What do they do?
Are you good with your hands? Hardly ever make sudden movements? If you’re an ophiophilist, and you’re not scared of seeing your own blood, then becoming a Snake Charmer could be the perfect career move for you.
Snake charming is the practice of pretending to hypnotise a snake, most typically using a specialised musical instrument known as a pungi.
Although specific responsibilities vary greatly from snake to snake, the role of a Snake Charmer will generally include the following:
- Picking out your perfect snake, and gaining their trust.
- Buying a well-ventilated wicker basket.
- Keeping your snake cool to ensure they maintain a calm demeanour.
- Keeping them happy and well fed (will decrease chance of getting bitten)
- Playing a pungi and swaying back and forth, which the snake will mimic.
Is it right for me?
To be successful in this position, you will need a snake.
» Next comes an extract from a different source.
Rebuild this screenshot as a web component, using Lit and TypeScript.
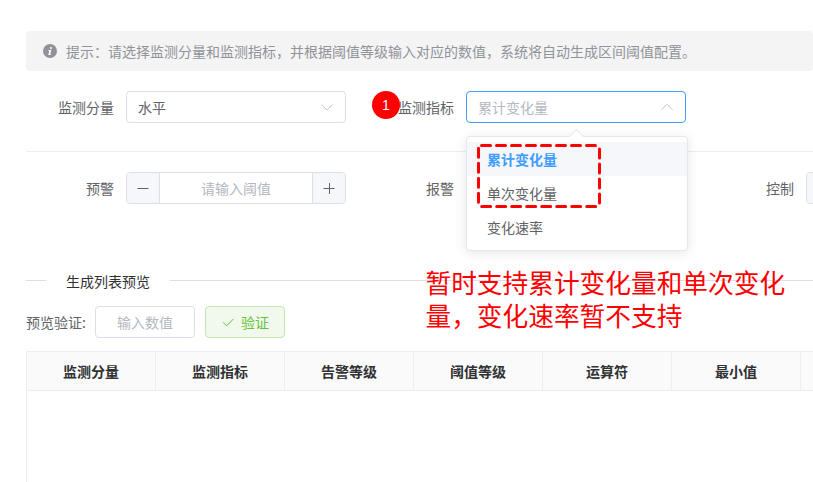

It’s pretty much a no-brainer/pre-requisite. The ability to play the pungi (and/or flute) is an advantage, but is not essential. At the very least you should be able to pretend. Tapping your foot in time to some music is also acceptable.
Practice is essential for beginners. If snake is unavailable, ability to improvise is essential. Try using a tortoise, or if reptile is not to hand, perhaps a small cat.
Other key skills include:
- Enthusiasm, confidence and self-reliance
- Excellent motivation skills (especially if your snake is particularly lethargic/lacks self-confidence)
- Although the ability to talk to snakes is not a pre-requisite, Parceltongues will have a distinct advantage
Senior Snake Charmer – Dependent on experience (and, possibly, size of snake)
What’s it really like?
Being a Snake Charmer is great. The best part of the job is waking up in the morning, getting Kevin (my snake) and getting out there. I love Mondays because I love my job.